Following the U.S. military’s rapid dismantling of Saddam Hussein’s government, Iraq’s cities were perfect breeding grounds for terrorists and insurgents. Carr and his team conducted numerous missions in Iraq’s Sunni-dominated urban centers in the north, including Mosul and Kirkuk, two major cities that were captured last week by the Islamic State of Iraq and Syria (ISIS), a Sunni terrorist group that poured into Iraq from Syria and aims to establish an Islamist caliphate. 

Now, with ISIS advancing closer and closer to Baghdad, the Kurds may not be far from carving out their own state as Iraq’s Sunnis and Shiites slaughter one another—the (American) dream of a functional democracy in Iraq appears all but shattered.

In just over a week, ISIS has seized Mosul, Iraq’s second largest city, Baiji, and Tikrit, rapidly unraveling a country that, only a few years ago, appeared on the road, albeit a very windy one, to reaching some measure of relative peace and stability.

As hundreds of thousands of civilians flee towards territories still under control of the government or Kurdish security forces, many Iraqi police and military personnel have reportedly abandoned their posts, attempting to escape unnoticed in civilian clothing.

Meanwhile, ISIS has marched closer and closer to the Iraqi capital of Baghdad, capturing Tikrit on Jun. 10—which is the hometown of Iraq’s former dictator Saddam Hussein—and Sadiyah and Jalawla on Jun. 12, massacring soldiers and civilians as they advance.

Last weekend, the group released photos on Twitter that appear to give some credence to its claims of the mass execution of 1,700 Shia Iraqi troops that were captured.

Carr understandably feels frustrated at watching these cities fall less than three years after American forces completed their withdrawal in December 2011.

He recounted an operation in Mosul in which his team explored an area around a Baathist government building that the Air Force bombed out. Most of his missions, he said, focused on gathering intelligence to prevent attacks—usually from Sunni groups—against American and coalition forces.

Although congressional candidate Carr did discuss what a potential Congressman Carr would propose, he conceded that Iraq may very well be “past the brink of total disaster.”

He wants the Obama administration to try to “co-opt” Sunni tribes by pledging aid on the condition that they cut ties with ISIS and other terrorist groups.

Beyond, that, though, he fears that by America “ceding [Prime Minister Nouri-al] Maliki and [the] Shiites to the Iranians,” Iraq’s Sunnis feel an existential threat from Maliki and his Iranian allies, which, without the buffer of an American military presence, has pushed Iraq’s Sunnis to “build their own terrorist armies.”

“The way we pulled out and the way we announced our lack of willingness to commit there really invited the [Shia] Iraqis to turn to other powers in the region,” Carr said. By “other powers,” he meant Iran, the “dominant hegemon” in the region feared by many Sunnis.

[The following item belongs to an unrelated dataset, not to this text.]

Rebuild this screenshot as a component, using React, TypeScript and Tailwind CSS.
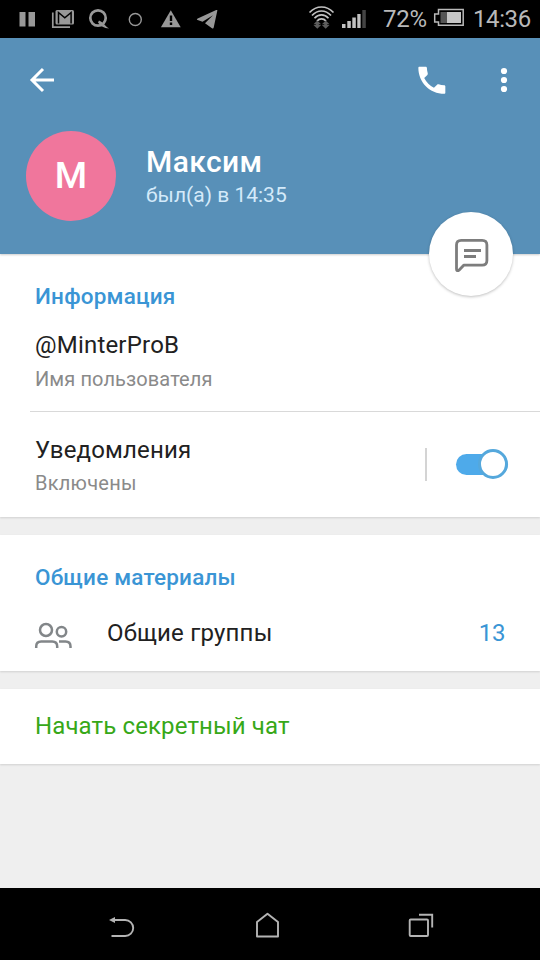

Simply put: To Iraq’s Sunnis, ISIS seems like a reasonable alternative to an Iran-backed Maliki government.

“Al Monitor” reports that the marauding band of terrorists was welcomed by much of the population in Mosul, which was more than happy to see Maliki’s military routed. 

So, according to Carr, should either of the two most serious options circulating in the media—American airstrikes and cooperation with Iran—be on the table given that a terrorist state in Iraq would be far more dangerous than a corrupt and oppressive Maliki government?

“Working with Iran against ISIS would, without question, be the most misguided thing to do,” Carr said, adding a rhetorical question that he feels is equally misguided, “Why not work with ISIS against Iran? They are each as equally ridiculous.” 

As for military force limited to airstrikes?

“They would be meaningless,” Carr said. “Military force should be used [either] not at all or with overwhelming power.”

Not the answer you’d necessarily expect to hear from a Republican running primarily on a platform of a muscular foreign policy.

“Airstrikes would be nothing other than posturing,” Carr continued. “I would be very much against that and it would only harden our enemy.”

Carr sounded resigned to the possibility (or likelihood) that, for now, Iraq is lost.

“At this point it is very hard to unring that bell. It’s very hard to recapture everything we’ve lost,” Carr said, adding that while he did support an eventual withdrawal of American forces, he wishes it were done differently. 

“We needed to leave in the right way. It wasn't that way—it didn't have to be that way.”